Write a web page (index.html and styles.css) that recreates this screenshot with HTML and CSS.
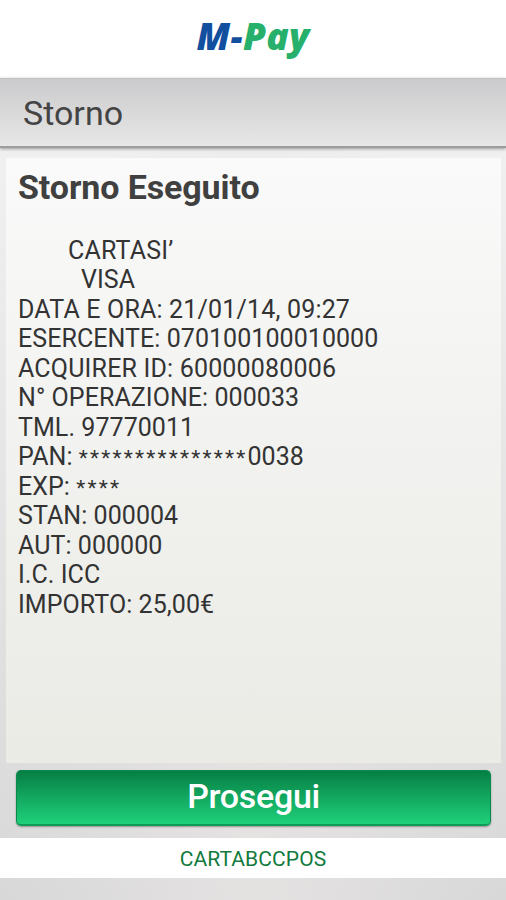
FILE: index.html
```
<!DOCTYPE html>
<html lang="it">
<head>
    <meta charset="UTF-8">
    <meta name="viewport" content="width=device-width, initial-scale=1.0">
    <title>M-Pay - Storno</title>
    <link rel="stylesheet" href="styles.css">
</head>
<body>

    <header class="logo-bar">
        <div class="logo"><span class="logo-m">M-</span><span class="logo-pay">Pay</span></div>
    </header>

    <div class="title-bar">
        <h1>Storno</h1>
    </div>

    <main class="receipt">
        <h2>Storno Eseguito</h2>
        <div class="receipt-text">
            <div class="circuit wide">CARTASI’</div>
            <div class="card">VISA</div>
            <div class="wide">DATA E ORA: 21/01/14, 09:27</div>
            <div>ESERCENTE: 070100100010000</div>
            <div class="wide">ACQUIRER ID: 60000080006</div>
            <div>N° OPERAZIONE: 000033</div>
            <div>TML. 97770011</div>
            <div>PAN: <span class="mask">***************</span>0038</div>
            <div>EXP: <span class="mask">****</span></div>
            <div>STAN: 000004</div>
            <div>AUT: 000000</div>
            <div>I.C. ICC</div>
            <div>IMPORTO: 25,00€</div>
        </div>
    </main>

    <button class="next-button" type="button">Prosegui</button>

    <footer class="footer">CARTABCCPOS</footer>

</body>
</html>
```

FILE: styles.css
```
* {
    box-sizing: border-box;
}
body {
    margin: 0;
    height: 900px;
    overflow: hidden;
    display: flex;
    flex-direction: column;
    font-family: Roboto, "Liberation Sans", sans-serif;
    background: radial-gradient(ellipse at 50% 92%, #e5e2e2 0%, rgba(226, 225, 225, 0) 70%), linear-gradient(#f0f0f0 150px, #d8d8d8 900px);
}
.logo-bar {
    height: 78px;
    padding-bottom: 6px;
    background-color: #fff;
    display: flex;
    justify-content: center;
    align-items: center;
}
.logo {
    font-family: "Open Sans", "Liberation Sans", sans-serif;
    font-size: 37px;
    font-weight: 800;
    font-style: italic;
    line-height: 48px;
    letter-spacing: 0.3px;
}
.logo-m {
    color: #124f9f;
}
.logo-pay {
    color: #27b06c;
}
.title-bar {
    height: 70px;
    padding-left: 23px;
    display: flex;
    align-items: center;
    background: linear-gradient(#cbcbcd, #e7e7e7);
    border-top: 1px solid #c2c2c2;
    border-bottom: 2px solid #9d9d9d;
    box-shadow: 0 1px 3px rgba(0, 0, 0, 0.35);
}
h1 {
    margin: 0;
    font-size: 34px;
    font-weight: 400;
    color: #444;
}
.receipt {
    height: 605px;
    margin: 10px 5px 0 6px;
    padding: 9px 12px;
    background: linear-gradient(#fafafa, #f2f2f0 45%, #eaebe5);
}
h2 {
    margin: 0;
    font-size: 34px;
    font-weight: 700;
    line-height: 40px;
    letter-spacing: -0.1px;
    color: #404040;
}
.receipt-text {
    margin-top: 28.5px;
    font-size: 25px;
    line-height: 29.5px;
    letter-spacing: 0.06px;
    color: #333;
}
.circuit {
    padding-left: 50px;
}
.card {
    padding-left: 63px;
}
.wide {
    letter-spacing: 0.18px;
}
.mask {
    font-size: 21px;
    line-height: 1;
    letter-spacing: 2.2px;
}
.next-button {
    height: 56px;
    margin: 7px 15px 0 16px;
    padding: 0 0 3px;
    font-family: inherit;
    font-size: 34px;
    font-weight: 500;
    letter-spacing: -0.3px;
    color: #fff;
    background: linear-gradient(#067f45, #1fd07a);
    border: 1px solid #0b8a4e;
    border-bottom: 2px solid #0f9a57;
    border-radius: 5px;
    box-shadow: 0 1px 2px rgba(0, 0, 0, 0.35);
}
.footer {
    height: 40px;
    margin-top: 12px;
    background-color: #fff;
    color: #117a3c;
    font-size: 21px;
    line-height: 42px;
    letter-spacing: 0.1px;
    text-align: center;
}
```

----

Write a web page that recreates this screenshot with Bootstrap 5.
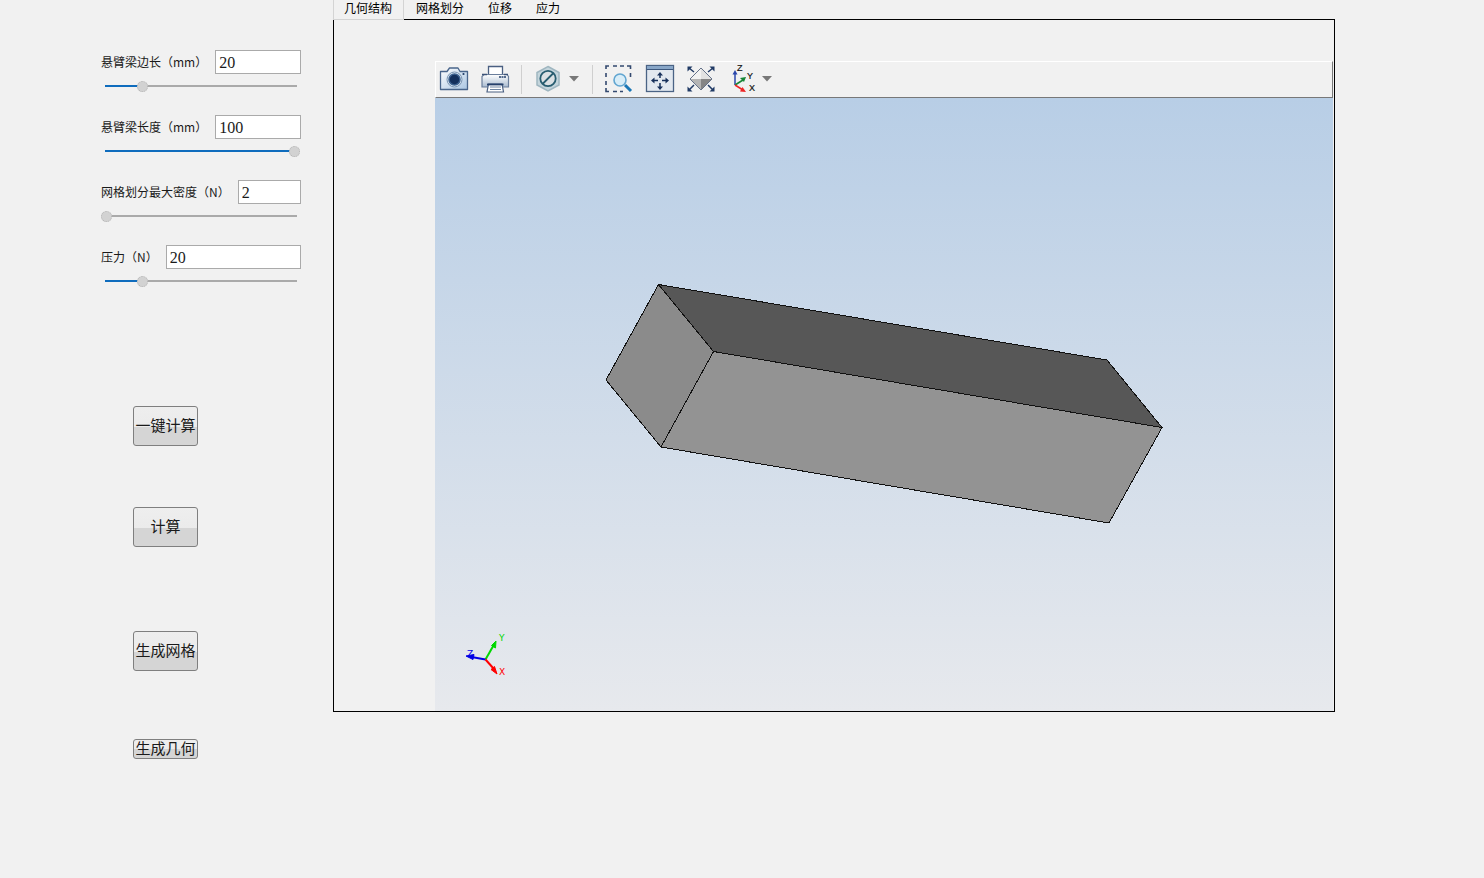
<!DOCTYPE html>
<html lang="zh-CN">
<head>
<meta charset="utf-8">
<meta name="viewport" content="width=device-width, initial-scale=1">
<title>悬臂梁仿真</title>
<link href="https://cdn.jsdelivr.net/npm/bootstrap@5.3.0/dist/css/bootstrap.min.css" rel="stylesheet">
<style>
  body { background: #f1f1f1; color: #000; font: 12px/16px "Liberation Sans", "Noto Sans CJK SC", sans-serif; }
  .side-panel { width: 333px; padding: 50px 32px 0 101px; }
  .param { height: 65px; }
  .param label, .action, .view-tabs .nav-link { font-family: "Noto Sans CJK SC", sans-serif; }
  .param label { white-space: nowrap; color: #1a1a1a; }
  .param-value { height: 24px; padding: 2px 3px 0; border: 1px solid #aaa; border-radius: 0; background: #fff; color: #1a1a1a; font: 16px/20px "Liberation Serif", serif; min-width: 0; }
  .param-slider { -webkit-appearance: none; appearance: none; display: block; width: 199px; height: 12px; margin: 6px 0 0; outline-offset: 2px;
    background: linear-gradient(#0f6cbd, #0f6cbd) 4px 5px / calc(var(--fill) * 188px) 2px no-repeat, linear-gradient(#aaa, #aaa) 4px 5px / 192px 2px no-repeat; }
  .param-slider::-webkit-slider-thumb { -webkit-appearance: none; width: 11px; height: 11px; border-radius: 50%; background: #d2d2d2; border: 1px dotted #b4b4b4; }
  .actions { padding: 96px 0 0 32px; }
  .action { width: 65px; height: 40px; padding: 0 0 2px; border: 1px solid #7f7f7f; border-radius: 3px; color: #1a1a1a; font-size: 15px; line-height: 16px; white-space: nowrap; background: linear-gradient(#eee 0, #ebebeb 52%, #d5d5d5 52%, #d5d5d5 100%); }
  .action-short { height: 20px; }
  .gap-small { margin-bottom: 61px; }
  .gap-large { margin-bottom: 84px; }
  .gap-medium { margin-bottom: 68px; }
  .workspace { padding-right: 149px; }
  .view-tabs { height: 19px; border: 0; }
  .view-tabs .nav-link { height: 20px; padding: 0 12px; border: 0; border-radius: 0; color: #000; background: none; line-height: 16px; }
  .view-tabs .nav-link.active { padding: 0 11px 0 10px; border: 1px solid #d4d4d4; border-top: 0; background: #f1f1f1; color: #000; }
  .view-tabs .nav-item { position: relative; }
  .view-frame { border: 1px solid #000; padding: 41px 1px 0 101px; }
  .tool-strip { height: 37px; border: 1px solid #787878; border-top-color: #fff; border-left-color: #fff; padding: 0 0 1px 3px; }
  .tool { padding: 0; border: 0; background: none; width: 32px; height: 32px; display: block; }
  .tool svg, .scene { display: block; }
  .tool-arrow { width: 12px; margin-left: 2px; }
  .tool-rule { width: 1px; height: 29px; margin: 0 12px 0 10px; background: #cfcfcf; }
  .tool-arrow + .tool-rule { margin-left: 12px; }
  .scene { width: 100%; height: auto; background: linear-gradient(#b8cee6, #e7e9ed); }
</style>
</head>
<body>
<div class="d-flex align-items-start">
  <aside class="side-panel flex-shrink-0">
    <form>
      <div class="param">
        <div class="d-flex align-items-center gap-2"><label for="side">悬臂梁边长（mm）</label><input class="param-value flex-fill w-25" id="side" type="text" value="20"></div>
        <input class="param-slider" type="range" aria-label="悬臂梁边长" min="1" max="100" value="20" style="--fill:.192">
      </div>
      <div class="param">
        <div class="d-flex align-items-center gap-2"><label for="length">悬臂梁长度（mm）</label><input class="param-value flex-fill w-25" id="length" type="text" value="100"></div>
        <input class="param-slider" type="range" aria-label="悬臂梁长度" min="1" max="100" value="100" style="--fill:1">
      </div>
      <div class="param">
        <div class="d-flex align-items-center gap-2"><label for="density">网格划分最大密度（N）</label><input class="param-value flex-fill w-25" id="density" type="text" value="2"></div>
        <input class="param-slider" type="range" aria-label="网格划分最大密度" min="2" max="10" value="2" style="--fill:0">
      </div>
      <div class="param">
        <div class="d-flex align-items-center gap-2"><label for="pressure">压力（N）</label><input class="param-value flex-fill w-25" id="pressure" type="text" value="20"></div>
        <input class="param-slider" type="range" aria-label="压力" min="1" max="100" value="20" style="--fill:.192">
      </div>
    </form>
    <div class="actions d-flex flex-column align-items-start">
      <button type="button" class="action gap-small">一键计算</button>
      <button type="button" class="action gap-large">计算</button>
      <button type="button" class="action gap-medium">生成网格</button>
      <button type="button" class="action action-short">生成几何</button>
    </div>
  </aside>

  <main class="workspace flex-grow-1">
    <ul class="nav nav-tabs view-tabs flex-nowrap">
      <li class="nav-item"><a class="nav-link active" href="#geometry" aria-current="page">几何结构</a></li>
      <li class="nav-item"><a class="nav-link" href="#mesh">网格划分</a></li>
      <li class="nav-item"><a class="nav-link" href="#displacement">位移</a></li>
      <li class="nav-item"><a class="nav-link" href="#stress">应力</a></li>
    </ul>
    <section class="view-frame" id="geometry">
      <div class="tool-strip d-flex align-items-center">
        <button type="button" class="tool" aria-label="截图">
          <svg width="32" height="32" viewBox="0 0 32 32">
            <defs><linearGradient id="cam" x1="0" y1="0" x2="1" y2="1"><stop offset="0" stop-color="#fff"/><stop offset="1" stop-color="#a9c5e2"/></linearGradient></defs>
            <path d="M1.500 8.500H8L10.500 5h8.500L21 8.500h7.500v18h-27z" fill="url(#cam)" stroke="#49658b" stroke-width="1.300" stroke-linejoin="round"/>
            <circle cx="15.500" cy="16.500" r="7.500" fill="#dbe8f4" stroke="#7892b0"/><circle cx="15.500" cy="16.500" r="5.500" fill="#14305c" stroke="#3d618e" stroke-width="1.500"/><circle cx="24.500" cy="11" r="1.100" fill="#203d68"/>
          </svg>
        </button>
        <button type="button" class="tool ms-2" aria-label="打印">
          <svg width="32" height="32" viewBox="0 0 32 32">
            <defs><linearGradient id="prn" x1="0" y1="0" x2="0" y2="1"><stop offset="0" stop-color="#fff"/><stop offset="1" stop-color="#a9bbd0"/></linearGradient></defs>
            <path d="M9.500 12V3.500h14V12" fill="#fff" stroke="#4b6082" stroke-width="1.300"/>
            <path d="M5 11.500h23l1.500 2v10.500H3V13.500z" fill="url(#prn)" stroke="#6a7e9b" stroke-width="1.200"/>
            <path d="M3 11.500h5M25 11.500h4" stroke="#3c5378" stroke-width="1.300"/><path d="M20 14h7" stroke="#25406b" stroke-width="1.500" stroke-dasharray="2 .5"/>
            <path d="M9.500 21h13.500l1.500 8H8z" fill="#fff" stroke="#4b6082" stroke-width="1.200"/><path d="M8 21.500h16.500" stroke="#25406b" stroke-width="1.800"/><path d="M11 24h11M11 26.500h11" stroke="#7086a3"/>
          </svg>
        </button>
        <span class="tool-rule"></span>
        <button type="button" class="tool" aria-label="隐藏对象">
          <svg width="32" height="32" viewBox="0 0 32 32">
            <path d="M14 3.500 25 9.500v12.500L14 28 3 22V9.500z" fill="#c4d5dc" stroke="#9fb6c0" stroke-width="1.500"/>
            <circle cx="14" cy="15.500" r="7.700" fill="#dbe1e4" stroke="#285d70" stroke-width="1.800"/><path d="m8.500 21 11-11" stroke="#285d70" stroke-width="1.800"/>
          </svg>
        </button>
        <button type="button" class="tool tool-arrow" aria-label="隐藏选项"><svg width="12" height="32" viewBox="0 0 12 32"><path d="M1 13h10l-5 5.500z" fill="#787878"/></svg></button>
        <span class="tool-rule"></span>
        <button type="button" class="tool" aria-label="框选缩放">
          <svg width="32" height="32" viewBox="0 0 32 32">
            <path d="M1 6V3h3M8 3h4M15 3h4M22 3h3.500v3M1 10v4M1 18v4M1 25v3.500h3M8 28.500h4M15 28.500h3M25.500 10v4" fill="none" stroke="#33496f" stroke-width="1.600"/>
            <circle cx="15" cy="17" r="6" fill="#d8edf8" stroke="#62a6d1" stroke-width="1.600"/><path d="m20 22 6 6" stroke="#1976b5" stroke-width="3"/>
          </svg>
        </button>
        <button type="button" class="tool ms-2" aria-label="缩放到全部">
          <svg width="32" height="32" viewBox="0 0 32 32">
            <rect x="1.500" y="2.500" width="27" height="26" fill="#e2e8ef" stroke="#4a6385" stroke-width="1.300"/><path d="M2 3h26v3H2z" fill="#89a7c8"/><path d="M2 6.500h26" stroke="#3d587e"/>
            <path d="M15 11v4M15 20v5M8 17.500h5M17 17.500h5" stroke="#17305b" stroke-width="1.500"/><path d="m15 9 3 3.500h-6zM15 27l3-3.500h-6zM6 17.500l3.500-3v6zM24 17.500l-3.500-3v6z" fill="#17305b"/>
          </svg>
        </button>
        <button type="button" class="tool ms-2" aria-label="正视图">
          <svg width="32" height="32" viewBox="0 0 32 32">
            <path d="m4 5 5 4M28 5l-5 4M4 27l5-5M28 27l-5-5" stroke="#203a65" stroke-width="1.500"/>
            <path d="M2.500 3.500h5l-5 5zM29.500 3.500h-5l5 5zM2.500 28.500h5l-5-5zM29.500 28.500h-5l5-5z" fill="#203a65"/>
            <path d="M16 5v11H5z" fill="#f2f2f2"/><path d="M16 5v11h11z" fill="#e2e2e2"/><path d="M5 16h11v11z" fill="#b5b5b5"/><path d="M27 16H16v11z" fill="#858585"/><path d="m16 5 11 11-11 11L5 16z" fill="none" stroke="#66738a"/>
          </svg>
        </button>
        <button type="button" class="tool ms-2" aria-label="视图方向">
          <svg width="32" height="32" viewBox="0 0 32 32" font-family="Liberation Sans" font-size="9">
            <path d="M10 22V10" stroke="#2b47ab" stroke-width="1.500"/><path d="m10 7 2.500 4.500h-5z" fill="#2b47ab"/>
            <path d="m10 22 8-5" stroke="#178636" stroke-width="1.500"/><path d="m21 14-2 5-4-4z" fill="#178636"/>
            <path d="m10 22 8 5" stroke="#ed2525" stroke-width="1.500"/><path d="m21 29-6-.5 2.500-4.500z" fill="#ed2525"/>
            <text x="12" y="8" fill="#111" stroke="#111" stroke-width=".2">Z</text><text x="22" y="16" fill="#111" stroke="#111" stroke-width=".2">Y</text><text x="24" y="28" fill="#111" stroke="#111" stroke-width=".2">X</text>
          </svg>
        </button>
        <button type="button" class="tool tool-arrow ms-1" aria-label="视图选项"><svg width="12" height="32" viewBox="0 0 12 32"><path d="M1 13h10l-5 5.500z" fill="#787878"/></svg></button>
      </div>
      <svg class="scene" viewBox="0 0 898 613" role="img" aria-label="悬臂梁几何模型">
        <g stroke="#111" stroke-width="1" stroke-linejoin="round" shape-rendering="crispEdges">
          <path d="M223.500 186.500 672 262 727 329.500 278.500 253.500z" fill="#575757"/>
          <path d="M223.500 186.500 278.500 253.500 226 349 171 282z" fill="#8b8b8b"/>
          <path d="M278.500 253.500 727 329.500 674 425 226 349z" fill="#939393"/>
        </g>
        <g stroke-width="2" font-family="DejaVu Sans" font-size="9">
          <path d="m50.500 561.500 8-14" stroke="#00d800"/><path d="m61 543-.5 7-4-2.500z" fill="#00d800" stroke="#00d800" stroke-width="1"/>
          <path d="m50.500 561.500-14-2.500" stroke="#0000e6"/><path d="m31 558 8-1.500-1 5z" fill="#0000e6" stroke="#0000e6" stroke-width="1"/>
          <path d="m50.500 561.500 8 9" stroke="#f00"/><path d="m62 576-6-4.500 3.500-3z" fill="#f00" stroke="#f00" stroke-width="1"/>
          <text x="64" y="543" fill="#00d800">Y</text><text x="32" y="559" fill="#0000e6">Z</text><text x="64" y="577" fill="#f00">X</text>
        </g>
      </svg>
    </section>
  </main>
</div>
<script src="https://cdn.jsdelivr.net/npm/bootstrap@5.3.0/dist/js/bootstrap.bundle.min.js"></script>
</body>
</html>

----

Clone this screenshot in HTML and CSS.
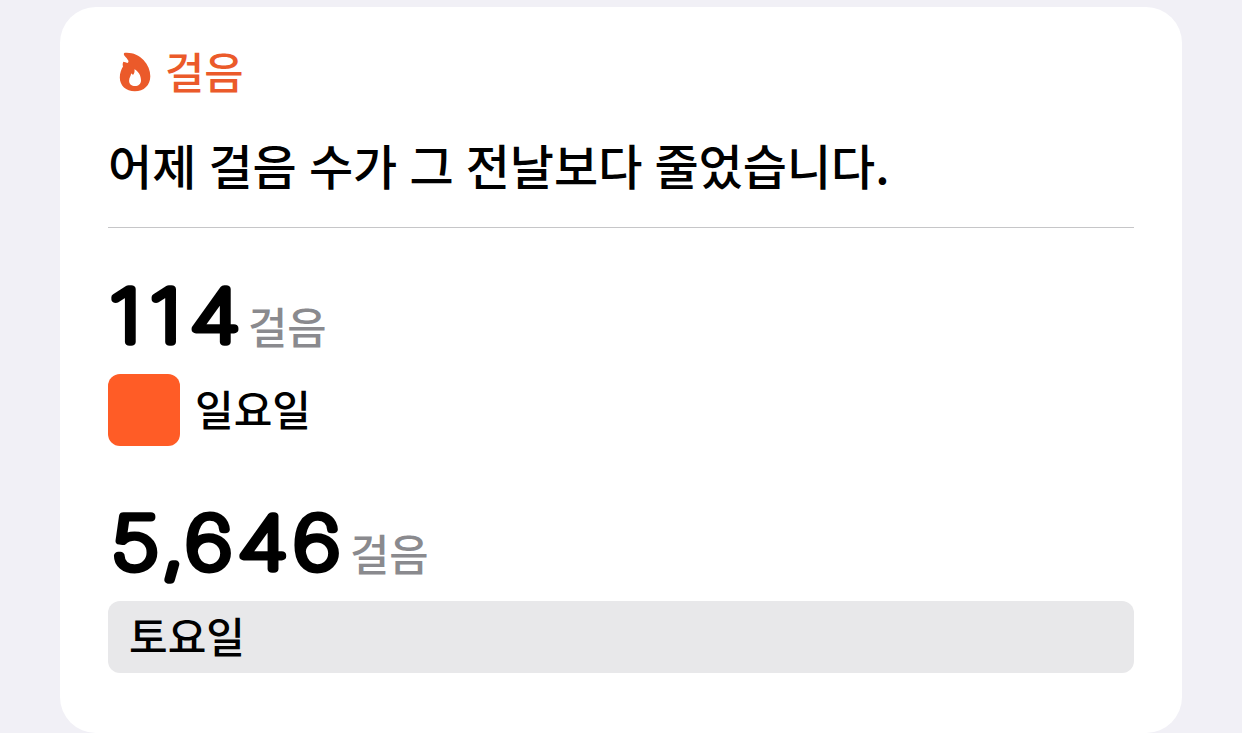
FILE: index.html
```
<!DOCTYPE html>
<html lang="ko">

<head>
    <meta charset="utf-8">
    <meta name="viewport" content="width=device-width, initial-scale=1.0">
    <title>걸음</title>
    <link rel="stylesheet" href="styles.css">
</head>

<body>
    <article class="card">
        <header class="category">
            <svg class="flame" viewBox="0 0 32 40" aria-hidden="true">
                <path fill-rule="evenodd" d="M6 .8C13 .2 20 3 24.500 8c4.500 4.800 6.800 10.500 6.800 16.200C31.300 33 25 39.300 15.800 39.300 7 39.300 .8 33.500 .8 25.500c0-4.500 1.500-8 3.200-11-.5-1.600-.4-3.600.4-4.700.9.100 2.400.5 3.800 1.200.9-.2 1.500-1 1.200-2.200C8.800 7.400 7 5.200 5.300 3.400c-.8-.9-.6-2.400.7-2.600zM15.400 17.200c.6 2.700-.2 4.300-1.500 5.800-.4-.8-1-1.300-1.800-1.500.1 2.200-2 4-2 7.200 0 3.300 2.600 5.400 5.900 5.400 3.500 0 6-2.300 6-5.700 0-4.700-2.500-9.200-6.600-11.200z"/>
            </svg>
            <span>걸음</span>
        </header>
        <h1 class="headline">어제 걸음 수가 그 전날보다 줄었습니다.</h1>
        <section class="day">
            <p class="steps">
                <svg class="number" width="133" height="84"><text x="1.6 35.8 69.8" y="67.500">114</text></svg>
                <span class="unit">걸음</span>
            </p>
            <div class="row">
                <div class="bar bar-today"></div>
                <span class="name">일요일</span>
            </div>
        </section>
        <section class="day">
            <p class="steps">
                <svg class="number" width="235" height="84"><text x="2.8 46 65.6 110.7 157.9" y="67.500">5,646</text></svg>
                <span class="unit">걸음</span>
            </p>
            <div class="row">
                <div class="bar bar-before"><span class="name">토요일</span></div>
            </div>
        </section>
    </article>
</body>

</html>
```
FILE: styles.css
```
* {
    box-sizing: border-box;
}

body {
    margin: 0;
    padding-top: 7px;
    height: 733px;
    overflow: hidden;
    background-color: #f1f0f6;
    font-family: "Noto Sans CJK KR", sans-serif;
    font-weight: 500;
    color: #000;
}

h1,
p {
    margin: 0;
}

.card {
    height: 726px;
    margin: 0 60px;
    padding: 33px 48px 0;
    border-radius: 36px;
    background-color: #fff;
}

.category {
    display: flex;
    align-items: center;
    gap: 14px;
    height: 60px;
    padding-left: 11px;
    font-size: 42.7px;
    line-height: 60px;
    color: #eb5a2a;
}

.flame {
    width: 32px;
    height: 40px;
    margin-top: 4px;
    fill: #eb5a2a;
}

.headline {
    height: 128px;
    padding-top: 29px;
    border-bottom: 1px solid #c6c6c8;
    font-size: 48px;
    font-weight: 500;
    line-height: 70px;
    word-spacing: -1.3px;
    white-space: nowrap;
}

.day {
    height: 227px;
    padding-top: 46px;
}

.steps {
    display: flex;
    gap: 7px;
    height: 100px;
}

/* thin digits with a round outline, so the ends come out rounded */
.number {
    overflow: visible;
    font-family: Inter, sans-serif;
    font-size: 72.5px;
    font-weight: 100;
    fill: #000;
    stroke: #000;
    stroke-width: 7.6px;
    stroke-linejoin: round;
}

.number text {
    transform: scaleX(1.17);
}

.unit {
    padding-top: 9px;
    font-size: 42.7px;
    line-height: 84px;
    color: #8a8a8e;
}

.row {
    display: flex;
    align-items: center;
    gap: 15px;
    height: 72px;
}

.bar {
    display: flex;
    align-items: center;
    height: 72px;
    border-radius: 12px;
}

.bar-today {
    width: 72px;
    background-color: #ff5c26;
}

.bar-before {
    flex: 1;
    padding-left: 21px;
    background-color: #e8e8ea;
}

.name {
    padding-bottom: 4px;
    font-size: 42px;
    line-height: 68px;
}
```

----

_Problem to work on_: Gather each line in the entries above where the string "recreates" is found.

_Solved problem_:
Write a web page (index.html and styles.css) that recreates this screenshot with HTML and CSS.
Write a web page that recreates this screenshot with Bootstrap 5.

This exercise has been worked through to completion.